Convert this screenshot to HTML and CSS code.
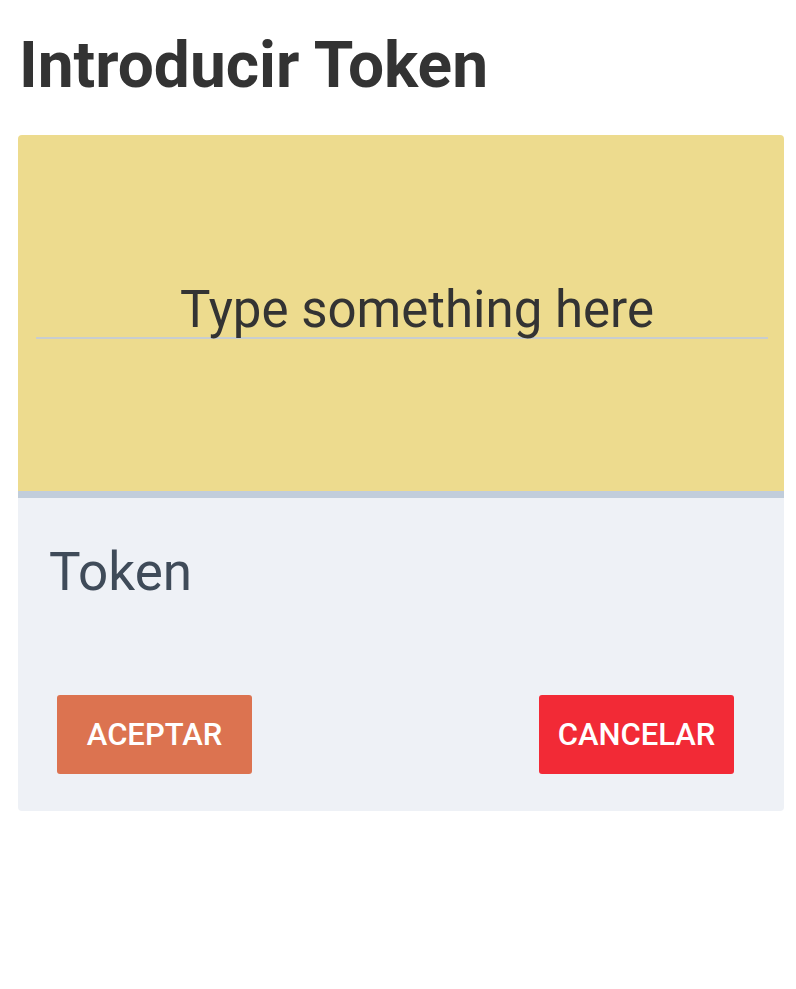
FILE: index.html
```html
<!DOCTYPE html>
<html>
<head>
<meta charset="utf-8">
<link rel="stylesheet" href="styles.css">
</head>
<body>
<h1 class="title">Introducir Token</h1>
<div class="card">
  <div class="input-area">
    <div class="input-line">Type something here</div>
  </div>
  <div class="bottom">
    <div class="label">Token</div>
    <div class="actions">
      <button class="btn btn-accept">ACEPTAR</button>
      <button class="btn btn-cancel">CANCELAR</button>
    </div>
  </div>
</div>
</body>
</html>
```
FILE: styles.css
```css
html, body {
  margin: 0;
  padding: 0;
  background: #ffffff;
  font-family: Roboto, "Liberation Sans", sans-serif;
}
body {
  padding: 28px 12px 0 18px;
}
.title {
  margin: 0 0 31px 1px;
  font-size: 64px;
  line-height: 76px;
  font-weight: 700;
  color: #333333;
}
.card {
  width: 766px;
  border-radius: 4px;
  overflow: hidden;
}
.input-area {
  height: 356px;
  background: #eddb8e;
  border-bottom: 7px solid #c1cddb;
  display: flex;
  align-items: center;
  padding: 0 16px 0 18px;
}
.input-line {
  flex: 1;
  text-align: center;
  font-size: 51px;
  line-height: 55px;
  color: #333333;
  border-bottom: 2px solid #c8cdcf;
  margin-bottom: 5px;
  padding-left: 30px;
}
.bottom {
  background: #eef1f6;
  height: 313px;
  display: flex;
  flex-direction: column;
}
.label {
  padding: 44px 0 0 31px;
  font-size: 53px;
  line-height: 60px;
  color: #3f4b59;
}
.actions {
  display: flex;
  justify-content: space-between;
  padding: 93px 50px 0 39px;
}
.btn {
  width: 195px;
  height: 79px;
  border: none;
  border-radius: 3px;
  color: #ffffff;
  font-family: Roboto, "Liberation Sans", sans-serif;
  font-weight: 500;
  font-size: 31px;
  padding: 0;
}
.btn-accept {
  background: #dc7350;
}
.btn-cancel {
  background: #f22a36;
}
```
—————
In this exercise, set down all of the data exactly, without the pictures.

:: ANSWER TO THE EXERCISE ::
Convert this screenshot to HTML and CSS code.
FILE: index.html
```html
<!DOCTYPE html>
<html>
<head>
<meta charset="utf-8">
<link rel="stylesheet" href="styles.css">
</head>
<body>
<h1 class="title">Introducir Token</h1>
<div class="card">
  <div class="input-area">
    <div class="input-line">Type something here</div>
  </div>
  <div class="bottom">
    <div class="label">Token</div>
    <div class="actions">
      <button class="btn btn-accept">ACEPTAR</button>
      <button class="btn btn-cancel">CANCELAR</button>
    </div>
  </div>
</div>
</body>
</html>
```
FILE: styles.css
```css
html, body {
  margin: 0;
  padding: 0;
  background: #ffffff;
  font-family: Roboto, "Liberation Sans", sans-serif;
}
body {
  padding: 28px 12px 0 18px;
}
.title {
  margin: 0 0 31px 1px;
  font-size: 64px;
  line-height: 76px;
  font-weight: 700;
  color: #333333;
}
.card {
  width: 766px;
  border-radius: 4px;
  overflow: hidden;
}
.input-area {
  height: 356px;
  background: #eddb8e;
  border-bottom: 7px solid #c1cddb;
  display: flex;
  align-items: center;
  padding: 0 16px 0 18px;
}
.input-line {
  flex: 1;
  text-align: center;
  font-size: 51px;
  line-height: 55px;
  color: #333333;
  border-bottom: 2px solid #c8cdcf;
  margin-bottom: 5px;
  padding-left: 30px;
}
.bottom {
  background: #eef1f6;
  height: 313px;
  display: flex;
  flex-direction: column;
}
.label {
  padding: 44px 0 0 31px;
  font-size: 53px;
  line-height: 60px;
  color: #3f4b59;
}
.actions {
  display: flex;
  justify-content: space-between;
  padding: 93px 50px 0 39px;
}
.btn {
  width: 195px;
  height: 79px;
  border: none;
  border-radius: 3px;
  color: #ffffff;
  font-family: Roboto, "Liberation Sans", sans-serif;
  font-weight: 500;
  font-size: 31px;
  padding: 0;
}
.btn-accept {
  background: #dc7350;
}
.btn-cancel {
  background: #f22a36;
}
```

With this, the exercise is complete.